Work to do: Take every line from the material that has the word "styles" in it.
-- START Supplied data --
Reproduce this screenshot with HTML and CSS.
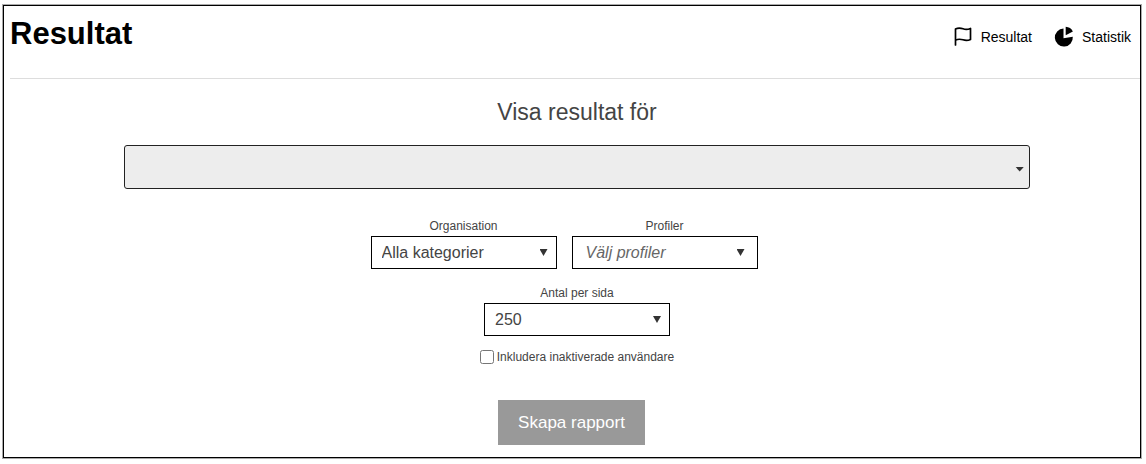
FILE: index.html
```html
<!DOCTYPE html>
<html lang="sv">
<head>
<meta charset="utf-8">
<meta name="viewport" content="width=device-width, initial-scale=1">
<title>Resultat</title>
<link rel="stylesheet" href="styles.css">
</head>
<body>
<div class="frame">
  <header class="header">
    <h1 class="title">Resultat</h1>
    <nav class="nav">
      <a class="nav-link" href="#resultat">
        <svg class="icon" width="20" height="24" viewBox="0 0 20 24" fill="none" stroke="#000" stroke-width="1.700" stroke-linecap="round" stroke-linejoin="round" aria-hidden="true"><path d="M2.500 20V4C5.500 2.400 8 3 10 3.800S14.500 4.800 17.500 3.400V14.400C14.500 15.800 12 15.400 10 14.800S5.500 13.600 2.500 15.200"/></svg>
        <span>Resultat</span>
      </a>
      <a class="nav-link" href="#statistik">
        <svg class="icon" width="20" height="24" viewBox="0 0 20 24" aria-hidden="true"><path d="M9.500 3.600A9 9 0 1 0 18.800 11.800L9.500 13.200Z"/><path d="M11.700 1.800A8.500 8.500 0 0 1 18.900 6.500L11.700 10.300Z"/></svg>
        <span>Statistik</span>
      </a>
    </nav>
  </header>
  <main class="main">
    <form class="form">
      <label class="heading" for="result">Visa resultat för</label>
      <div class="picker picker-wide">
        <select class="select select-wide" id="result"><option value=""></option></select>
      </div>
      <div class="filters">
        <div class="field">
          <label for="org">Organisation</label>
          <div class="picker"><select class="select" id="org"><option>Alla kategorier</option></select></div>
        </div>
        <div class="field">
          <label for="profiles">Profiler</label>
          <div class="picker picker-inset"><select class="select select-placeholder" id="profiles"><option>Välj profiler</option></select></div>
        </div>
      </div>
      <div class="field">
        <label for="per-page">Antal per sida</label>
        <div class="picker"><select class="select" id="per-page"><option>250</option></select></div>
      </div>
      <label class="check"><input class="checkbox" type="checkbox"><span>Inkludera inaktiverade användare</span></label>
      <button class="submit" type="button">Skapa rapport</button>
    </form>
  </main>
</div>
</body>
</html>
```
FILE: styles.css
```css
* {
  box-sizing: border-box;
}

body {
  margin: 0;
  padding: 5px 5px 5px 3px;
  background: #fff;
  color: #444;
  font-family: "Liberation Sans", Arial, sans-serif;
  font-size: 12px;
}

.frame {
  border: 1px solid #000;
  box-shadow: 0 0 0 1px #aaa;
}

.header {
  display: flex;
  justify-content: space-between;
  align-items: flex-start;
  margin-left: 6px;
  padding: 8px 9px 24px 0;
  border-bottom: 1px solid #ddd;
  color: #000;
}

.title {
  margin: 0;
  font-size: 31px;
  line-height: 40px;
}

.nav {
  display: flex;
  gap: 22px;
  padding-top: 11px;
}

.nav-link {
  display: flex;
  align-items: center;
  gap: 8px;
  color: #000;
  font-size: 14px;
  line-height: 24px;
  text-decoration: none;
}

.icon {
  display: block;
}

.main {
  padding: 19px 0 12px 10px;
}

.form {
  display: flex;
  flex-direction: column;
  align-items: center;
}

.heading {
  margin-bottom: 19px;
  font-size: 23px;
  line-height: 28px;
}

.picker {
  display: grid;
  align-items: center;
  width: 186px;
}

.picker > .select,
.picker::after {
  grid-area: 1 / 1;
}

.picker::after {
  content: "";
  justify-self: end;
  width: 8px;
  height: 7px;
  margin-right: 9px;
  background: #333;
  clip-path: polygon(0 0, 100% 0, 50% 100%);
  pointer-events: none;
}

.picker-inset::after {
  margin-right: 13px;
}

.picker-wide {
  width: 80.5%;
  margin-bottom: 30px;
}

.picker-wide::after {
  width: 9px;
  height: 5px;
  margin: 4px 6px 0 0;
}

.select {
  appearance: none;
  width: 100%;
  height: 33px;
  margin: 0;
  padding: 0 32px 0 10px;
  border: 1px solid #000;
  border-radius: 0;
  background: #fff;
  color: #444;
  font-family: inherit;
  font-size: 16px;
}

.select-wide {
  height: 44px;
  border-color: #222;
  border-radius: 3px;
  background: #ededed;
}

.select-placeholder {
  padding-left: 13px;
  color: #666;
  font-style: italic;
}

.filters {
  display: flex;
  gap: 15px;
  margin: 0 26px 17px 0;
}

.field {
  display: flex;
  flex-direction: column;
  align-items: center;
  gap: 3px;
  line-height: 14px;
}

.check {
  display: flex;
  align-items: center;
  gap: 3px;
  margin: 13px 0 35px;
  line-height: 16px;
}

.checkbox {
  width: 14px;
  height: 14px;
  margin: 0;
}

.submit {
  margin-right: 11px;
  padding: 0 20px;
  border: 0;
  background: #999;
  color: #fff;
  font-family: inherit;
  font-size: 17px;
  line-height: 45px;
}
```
-- END Supplied data --
-- START Supplied data --
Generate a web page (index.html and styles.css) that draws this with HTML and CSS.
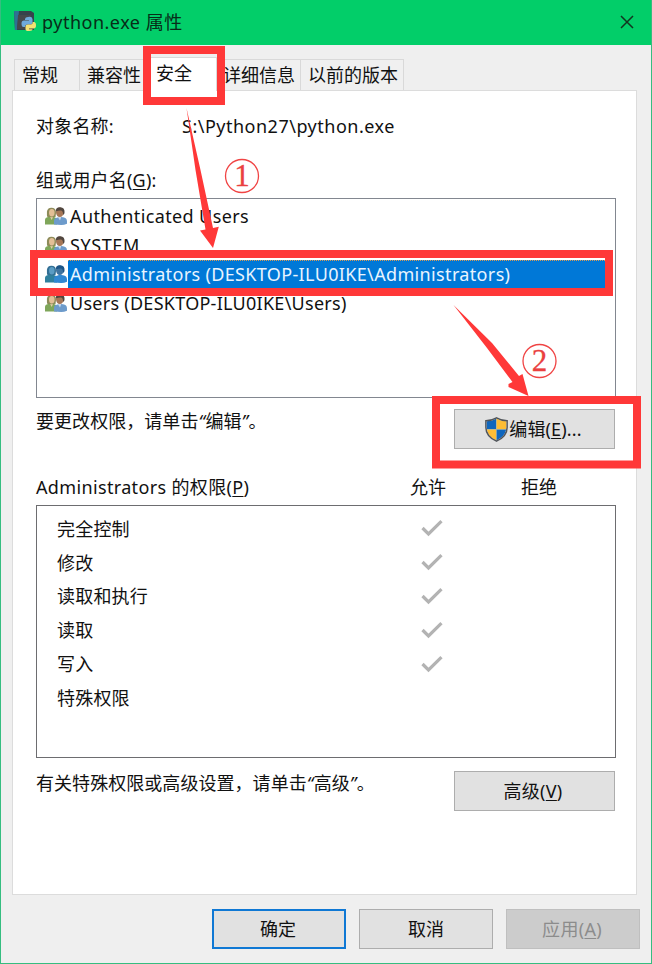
-- END Supplied data --
-- START Supplied data --
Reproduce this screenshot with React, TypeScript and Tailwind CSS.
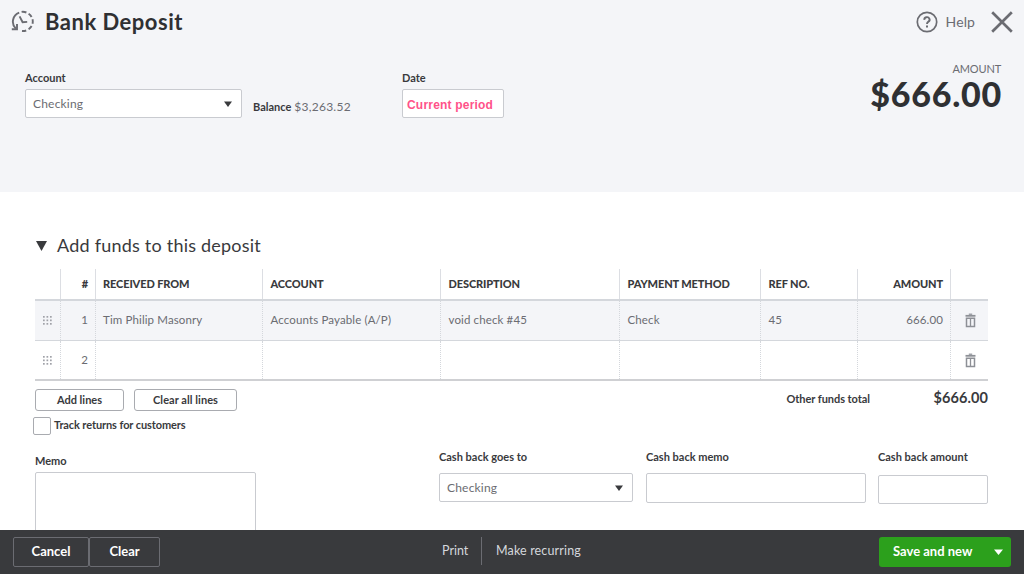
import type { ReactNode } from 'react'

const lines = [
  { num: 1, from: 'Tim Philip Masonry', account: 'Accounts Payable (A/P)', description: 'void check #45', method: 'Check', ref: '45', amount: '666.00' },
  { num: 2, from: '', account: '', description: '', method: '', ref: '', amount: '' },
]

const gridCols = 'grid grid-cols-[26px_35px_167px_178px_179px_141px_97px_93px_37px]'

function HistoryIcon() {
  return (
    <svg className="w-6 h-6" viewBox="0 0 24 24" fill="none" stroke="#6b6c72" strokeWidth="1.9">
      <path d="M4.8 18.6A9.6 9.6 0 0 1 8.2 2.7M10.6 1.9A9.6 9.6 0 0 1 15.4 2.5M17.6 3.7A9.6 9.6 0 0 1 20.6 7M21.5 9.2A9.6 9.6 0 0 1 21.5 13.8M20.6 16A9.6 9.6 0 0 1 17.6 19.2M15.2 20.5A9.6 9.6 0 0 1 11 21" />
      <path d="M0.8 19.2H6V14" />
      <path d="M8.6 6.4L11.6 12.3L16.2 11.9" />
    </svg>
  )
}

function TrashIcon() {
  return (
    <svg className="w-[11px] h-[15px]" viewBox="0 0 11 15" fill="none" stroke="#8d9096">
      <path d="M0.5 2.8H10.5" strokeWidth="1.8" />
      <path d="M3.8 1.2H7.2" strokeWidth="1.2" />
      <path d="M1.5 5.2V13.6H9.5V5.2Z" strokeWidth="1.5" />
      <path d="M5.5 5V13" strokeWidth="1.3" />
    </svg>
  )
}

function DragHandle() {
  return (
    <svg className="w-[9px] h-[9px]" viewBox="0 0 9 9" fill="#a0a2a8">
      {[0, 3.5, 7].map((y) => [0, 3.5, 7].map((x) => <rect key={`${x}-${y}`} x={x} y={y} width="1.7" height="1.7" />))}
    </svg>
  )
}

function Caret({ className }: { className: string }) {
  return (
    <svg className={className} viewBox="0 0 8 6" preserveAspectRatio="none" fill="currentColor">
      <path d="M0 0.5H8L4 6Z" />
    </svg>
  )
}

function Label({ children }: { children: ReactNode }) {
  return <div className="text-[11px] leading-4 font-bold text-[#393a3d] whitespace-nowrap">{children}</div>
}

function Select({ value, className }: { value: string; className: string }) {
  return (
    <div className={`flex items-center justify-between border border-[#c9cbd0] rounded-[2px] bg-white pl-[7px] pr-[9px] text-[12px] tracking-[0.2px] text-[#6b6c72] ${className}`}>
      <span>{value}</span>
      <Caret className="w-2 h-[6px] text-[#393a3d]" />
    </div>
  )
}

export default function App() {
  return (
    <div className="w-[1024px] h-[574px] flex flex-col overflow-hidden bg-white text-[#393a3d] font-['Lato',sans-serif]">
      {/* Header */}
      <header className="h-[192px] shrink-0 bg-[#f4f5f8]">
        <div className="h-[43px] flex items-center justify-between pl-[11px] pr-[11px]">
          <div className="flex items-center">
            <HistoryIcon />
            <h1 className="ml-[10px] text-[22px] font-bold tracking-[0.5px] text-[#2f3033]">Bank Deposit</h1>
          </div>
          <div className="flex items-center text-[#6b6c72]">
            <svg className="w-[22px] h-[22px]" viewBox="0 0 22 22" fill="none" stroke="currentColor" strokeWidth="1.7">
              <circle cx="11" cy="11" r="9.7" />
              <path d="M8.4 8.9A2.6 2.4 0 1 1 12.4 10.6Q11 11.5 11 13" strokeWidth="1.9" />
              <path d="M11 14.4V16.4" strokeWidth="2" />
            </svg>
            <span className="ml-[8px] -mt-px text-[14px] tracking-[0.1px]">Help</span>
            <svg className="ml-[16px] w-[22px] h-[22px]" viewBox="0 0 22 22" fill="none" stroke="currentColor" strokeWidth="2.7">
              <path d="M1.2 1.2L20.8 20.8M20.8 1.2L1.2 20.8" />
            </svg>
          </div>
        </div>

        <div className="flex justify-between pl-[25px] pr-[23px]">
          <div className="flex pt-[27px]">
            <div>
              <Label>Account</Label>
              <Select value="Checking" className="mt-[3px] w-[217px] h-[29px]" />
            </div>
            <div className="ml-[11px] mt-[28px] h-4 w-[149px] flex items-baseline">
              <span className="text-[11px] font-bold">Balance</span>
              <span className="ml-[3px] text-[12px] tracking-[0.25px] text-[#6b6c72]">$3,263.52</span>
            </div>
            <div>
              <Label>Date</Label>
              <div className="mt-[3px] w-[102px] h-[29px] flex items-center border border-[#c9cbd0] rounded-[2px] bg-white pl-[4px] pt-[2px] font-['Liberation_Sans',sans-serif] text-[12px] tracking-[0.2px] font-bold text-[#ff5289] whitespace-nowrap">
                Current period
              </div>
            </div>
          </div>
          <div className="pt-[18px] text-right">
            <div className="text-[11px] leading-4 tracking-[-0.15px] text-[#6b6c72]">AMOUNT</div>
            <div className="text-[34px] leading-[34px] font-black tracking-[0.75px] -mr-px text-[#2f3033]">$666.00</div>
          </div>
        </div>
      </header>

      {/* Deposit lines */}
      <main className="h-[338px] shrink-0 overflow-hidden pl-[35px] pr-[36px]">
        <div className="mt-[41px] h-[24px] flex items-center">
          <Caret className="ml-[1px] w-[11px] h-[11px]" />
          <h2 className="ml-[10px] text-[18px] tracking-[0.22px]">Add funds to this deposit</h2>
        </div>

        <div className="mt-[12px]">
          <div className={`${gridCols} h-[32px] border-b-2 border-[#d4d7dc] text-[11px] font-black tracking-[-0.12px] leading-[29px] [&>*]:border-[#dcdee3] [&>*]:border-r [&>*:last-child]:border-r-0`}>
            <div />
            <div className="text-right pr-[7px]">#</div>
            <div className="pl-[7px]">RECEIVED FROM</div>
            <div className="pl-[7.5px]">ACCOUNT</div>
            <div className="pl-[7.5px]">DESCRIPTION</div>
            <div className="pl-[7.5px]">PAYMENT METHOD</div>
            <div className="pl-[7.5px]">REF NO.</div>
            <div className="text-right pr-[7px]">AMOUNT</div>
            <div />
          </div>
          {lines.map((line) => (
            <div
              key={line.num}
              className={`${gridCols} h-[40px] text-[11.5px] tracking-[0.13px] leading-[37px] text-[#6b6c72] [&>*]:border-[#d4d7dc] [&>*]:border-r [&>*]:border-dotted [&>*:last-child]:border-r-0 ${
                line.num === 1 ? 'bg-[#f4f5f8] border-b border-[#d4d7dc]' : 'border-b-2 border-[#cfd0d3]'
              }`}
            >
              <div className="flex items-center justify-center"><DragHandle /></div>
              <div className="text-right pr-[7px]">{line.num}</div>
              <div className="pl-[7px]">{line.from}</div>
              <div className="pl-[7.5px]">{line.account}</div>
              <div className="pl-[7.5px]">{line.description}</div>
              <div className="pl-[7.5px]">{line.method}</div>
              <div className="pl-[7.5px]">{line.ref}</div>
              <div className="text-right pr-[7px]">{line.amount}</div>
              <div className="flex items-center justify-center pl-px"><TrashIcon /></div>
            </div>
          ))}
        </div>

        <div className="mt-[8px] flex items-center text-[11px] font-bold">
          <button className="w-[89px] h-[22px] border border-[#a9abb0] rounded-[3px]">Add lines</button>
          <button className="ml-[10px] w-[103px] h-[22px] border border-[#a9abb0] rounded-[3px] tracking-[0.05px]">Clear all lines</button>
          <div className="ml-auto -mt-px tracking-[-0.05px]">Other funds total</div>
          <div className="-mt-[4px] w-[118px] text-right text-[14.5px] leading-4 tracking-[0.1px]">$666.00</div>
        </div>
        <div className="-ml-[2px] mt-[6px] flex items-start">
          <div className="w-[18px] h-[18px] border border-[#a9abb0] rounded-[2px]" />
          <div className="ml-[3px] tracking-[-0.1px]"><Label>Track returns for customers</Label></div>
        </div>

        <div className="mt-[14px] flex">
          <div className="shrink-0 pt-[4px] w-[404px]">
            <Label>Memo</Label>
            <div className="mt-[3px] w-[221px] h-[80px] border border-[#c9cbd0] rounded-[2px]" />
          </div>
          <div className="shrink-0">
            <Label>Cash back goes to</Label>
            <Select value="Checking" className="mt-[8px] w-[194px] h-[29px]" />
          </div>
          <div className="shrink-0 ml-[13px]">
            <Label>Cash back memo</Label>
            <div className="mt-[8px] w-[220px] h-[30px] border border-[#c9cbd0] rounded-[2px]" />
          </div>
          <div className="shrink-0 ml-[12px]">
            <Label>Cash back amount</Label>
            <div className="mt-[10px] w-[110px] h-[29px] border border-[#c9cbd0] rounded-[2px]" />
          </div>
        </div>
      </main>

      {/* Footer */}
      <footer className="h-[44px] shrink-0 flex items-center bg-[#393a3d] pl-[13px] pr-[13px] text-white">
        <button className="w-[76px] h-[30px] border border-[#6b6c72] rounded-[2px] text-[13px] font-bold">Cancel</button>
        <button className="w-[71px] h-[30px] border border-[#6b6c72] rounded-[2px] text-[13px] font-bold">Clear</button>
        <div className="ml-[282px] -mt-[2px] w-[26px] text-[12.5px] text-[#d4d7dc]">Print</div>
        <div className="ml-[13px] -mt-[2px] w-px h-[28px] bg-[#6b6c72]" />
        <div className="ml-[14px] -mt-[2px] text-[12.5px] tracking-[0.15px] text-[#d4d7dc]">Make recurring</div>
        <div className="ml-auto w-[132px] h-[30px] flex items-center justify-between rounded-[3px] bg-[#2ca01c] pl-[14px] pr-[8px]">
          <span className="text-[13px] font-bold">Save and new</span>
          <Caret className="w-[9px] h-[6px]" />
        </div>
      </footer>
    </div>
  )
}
-- END Supplied data --
Task result:
<link rel="stylesheet" href="styles.css">
FILE: styles.css
Generate a web page (index.html and styles.css) that draws this with HTML and CSS.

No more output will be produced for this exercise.